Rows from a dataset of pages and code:
##########

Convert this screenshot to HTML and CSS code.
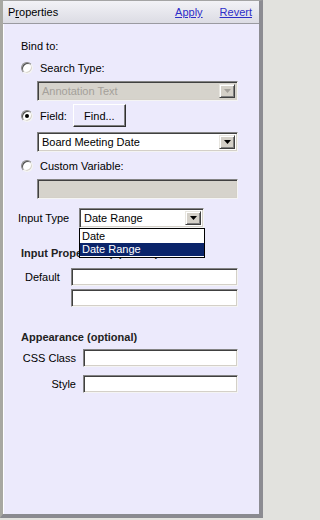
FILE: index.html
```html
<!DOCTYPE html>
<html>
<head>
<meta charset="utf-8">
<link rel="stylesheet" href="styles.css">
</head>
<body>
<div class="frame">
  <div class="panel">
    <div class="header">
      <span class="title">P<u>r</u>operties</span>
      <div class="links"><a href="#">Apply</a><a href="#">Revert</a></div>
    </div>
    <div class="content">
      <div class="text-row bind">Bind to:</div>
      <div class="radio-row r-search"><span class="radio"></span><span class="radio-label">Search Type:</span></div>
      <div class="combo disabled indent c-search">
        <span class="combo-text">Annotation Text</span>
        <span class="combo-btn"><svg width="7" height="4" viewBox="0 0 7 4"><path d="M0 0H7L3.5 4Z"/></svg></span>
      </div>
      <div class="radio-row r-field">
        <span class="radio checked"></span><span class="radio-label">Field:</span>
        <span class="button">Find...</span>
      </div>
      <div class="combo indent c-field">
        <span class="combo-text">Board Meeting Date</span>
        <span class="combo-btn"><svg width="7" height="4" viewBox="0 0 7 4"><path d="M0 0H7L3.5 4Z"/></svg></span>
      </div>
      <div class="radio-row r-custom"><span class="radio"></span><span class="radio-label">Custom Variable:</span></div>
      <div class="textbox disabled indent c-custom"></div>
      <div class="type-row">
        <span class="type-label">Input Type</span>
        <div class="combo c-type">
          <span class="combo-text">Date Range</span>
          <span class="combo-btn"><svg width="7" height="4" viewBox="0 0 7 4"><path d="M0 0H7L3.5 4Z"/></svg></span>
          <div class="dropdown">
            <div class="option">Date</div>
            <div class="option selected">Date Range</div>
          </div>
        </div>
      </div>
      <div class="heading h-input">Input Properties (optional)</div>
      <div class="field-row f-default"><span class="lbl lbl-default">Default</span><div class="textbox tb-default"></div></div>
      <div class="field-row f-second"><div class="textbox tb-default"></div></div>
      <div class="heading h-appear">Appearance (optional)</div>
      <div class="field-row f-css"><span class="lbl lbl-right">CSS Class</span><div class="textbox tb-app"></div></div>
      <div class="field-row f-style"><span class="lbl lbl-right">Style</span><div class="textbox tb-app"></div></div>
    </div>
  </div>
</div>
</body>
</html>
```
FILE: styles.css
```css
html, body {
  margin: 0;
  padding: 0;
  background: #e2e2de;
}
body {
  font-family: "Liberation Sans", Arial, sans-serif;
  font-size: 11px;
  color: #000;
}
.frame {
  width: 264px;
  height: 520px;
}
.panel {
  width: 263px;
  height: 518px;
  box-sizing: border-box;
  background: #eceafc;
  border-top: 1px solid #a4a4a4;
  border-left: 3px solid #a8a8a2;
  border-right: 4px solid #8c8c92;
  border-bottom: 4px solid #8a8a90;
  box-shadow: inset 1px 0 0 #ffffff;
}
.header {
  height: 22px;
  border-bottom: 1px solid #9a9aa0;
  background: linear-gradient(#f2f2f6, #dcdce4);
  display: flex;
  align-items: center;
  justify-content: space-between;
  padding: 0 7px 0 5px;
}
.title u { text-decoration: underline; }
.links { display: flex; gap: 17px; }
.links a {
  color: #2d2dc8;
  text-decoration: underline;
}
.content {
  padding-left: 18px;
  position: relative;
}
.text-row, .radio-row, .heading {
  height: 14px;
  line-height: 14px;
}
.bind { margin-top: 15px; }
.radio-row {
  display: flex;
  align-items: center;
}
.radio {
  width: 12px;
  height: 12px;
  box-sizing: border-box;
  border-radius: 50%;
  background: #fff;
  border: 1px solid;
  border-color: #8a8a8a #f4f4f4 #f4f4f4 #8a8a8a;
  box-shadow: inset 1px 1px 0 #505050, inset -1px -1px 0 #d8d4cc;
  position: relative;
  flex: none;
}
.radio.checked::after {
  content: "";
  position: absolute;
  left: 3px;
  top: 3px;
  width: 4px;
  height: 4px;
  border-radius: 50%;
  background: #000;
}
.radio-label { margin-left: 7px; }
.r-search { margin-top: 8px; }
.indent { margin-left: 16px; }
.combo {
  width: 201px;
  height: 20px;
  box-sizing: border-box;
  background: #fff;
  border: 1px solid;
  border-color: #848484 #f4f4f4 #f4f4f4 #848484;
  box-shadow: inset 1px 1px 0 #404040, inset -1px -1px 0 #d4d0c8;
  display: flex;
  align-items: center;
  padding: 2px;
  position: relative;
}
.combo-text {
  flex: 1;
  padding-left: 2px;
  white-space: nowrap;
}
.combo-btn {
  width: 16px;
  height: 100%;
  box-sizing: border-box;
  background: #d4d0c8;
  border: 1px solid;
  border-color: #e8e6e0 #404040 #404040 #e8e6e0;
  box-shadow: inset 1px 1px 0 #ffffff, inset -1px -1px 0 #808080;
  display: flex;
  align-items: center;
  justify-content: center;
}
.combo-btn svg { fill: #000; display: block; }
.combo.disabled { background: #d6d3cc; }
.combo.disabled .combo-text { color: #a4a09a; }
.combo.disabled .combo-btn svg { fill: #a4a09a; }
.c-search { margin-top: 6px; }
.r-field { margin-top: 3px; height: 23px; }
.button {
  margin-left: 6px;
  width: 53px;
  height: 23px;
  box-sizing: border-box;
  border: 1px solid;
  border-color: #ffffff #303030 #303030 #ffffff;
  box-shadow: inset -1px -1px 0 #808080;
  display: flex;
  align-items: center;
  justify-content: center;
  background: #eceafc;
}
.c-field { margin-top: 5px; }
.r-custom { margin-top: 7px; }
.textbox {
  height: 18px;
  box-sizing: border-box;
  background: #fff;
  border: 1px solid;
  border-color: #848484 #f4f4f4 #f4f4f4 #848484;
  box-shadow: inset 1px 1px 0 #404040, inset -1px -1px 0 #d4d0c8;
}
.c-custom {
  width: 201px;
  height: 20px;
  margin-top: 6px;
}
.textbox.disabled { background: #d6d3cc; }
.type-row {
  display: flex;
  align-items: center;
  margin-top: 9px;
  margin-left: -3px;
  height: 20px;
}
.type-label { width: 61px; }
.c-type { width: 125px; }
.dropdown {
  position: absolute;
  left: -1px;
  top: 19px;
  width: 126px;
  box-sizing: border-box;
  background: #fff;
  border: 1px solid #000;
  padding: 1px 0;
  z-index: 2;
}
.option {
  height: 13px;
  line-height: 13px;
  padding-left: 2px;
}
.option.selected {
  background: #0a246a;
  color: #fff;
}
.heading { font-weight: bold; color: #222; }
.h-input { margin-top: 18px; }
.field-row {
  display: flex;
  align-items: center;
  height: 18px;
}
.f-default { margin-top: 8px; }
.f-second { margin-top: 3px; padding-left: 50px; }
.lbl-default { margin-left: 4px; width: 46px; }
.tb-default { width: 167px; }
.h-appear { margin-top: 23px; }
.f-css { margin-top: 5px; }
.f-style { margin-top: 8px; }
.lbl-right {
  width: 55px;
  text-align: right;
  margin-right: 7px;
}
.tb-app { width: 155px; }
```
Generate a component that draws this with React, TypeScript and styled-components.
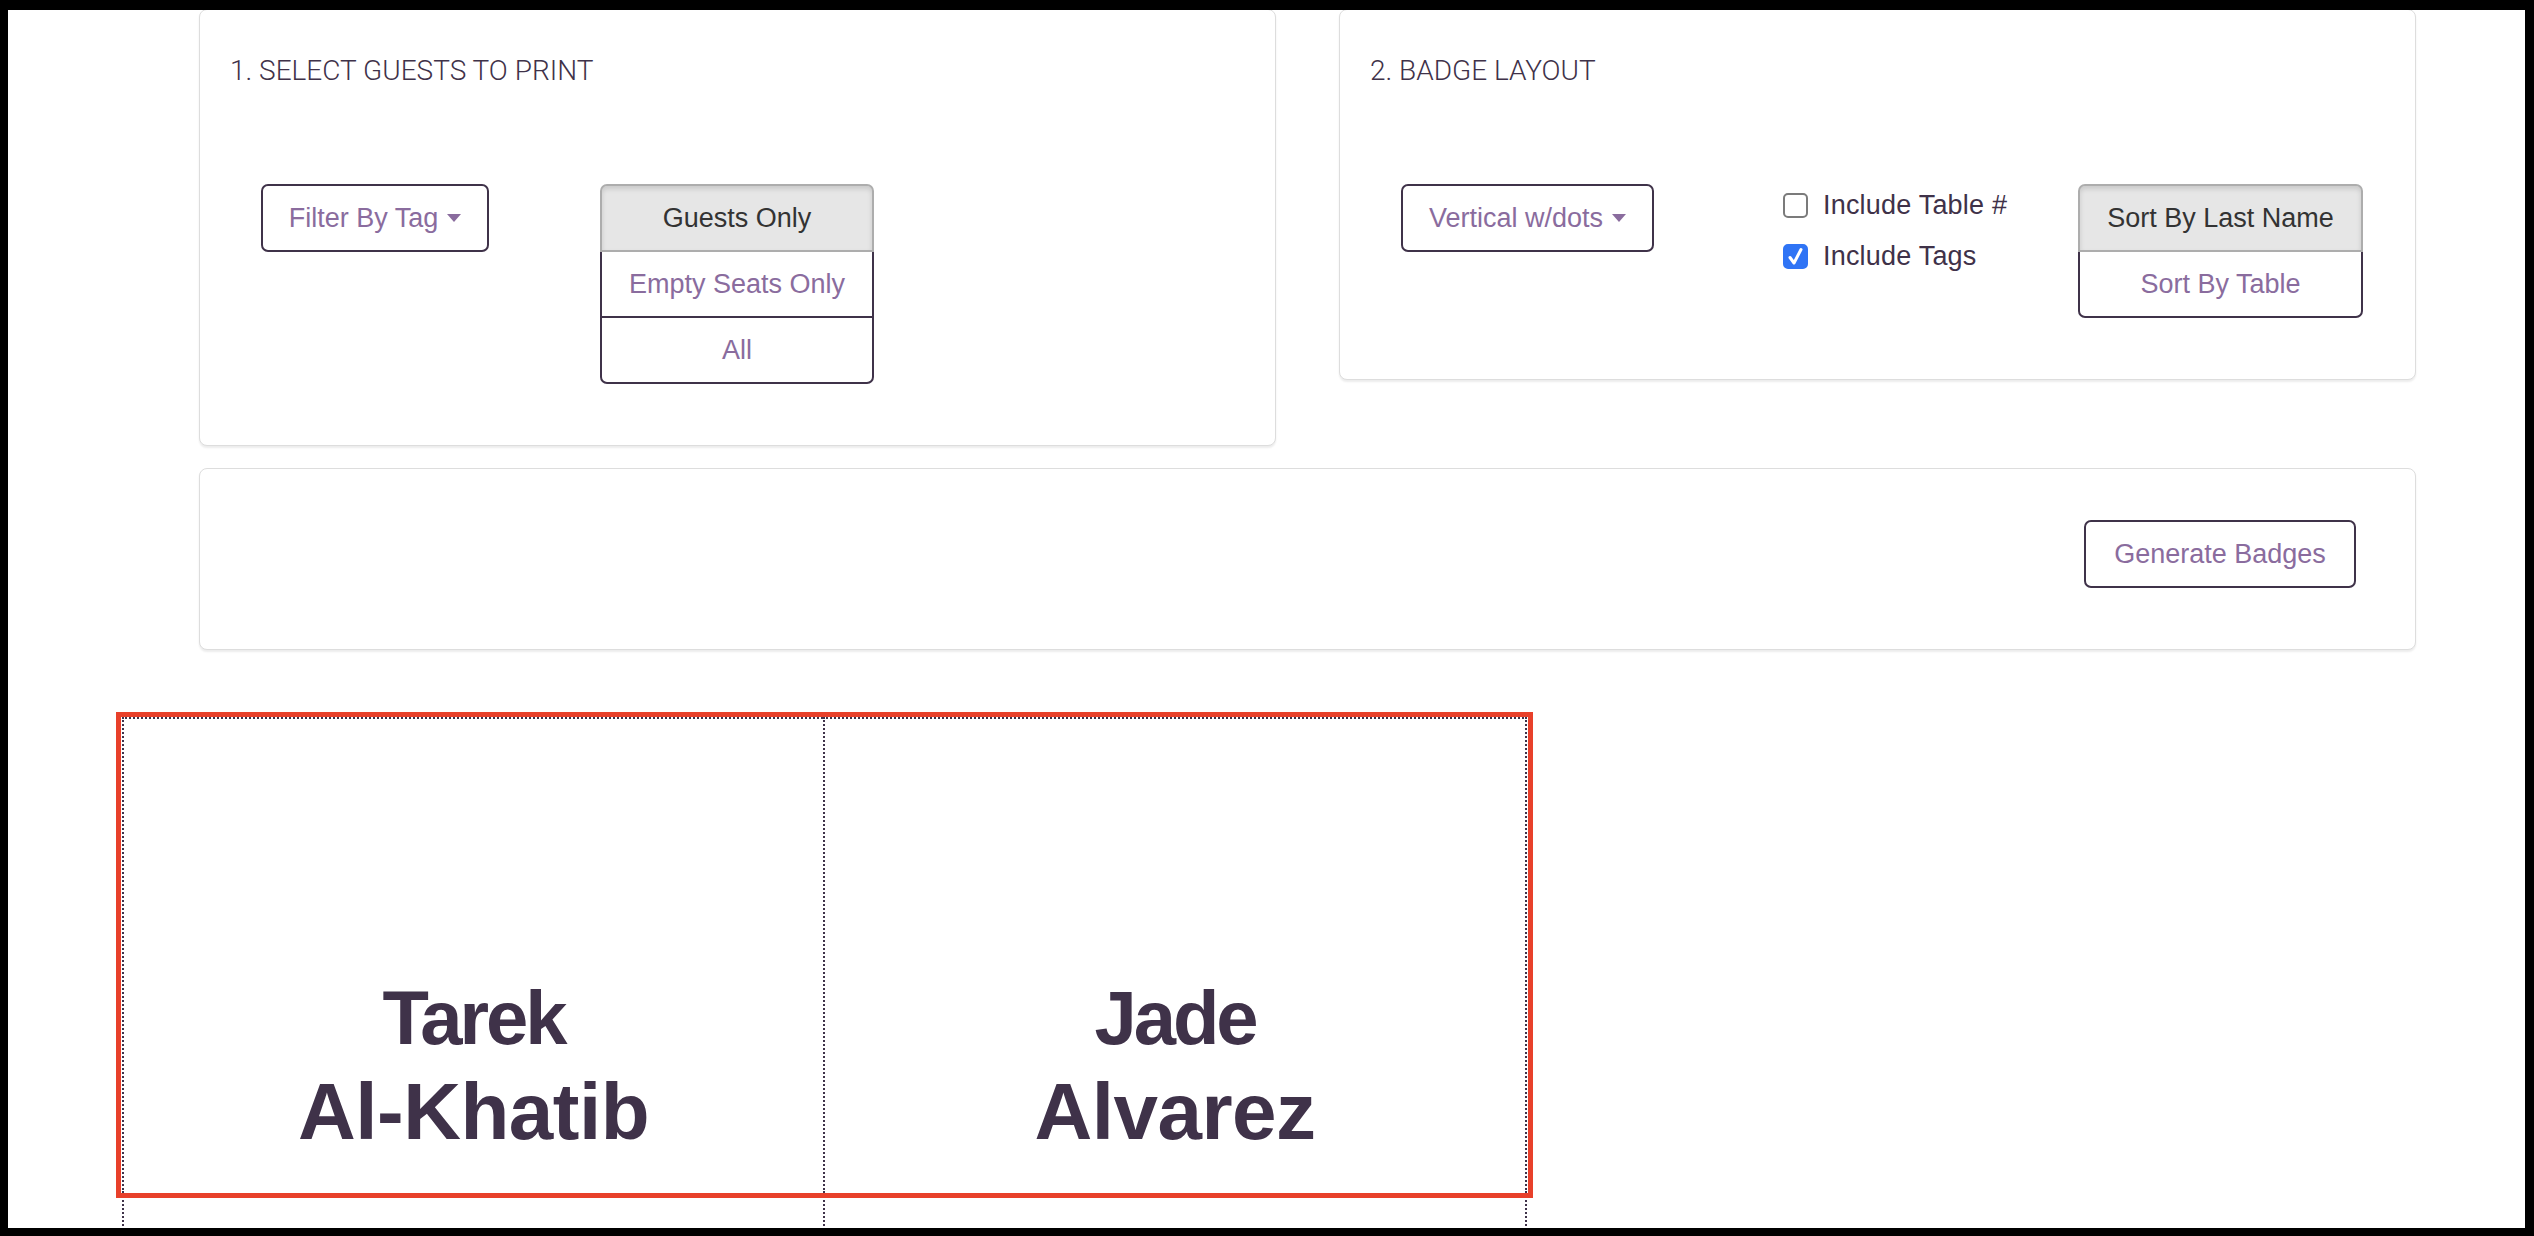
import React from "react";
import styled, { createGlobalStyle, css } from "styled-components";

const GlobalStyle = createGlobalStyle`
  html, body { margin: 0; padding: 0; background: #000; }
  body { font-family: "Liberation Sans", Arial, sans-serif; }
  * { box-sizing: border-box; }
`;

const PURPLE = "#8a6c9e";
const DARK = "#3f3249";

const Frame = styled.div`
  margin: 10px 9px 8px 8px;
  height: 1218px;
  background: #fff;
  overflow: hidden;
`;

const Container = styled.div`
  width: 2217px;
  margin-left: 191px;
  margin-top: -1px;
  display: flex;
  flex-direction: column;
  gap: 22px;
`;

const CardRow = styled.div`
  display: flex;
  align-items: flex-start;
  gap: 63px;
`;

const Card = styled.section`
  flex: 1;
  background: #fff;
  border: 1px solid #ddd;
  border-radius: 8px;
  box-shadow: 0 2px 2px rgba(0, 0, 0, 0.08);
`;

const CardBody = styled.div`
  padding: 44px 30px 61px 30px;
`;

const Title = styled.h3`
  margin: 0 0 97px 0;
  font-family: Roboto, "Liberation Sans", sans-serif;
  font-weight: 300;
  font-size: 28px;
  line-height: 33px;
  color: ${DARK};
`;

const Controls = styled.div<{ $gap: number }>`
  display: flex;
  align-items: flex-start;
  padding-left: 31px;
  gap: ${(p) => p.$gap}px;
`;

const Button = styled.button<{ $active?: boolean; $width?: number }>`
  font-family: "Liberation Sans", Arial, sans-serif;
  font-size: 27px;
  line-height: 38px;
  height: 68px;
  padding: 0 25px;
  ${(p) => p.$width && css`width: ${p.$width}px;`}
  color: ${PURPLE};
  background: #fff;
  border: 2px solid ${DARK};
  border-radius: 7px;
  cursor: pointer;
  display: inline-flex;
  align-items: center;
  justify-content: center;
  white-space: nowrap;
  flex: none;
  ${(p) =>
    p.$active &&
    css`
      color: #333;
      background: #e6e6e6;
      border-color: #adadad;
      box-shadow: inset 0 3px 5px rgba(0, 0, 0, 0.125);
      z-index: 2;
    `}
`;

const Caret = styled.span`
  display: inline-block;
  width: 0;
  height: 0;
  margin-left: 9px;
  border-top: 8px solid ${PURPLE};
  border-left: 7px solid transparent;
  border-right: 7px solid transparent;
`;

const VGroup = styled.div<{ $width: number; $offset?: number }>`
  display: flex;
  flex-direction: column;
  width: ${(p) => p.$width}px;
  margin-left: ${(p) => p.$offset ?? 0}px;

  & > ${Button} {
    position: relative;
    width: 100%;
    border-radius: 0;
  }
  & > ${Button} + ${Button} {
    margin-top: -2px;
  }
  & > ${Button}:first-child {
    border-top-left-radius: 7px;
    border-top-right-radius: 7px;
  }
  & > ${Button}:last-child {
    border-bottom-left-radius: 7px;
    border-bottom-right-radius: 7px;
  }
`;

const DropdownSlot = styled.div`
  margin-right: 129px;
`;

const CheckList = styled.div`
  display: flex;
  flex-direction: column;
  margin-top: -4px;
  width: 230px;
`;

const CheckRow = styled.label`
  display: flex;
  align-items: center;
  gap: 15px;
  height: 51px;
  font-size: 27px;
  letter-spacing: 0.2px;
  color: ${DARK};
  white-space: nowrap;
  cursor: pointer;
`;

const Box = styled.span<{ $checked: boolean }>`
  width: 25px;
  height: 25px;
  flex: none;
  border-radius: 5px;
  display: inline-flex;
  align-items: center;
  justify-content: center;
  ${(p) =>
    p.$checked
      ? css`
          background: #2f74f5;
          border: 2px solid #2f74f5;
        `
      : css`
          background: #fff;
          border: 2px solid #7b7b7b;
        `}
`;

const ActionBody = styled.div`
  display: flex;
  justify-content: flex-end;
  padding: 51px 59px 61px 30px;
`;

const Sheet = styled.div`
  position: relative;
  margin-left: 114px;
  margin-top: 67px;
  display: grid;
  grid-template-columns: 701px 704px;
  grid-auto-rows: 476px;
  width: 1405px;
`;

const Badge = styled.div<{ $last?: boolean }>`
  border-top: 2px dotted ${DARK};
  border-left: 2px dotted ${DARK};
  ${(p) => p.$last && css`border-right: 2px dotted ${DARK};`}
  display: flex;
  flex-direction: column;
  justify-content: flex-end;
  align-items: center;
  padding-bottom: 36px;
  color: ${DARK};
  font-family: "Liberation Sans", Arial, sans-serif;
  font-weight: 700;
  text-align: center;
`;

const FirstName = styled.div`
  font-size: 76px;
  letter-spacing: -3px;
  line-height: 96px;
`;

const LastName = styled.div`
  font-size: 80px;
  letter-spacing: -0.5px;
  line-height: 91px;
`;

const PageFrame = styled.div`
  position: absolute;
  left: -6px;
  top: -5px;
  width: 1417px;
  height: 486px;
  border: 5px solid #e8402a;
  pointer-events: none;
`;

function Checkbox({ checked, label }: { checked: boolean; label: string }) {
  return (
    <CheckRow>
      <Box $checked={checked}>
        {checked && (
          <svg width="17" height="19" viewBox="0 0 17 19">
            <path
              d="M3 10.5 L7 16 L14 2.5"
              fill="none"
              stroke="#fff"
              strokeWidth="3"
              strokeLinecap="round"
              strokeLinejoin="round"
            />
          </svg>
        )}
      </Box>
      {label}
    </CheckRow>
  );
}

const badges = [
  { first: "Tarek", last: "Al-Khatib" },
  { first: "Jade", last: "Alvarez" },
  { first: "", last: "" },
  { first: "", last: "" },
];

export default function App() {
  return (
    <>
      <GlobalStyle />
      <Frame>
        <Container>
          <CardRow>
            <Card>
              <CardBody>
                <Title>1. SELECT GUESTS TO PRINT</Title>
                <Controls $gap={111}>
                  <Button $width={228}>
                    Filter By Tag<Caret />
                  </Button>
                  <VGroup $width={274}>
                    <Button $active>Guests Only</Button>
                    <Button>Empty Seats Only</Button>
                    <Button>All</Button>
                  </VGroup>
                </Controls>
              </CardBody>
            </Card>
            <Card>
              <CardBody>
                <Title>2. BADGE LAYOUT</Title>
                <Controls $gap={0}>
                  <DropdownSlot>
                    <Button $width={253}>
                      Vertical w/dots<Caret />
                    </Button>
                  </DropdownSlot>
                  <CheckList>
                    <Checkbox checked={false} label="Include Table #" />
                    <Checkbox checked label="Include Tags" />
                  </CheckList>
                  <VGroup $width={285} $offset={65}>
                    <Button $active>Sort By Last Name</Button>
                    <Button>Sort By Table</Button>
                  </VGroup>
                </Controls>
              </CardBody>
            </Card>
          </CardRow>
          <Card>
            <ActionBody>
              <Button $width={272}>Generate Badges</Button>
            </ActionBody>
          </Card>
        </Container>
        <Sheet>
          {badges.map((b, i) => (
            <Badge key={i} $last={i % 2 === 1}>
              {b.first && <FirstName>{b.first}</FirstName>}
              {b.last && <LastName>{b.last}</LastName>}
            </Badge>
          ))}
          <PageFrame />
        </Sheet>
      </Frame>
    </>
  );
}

##########

TASK TO COMPLETE: From the entries above, return each line with the word "components" in it.

WORKED ANSWER:
Generate a component that draws this with React, TypeScript and styled-components.
import styled, { createGlobalStyle, css } from "styled-components";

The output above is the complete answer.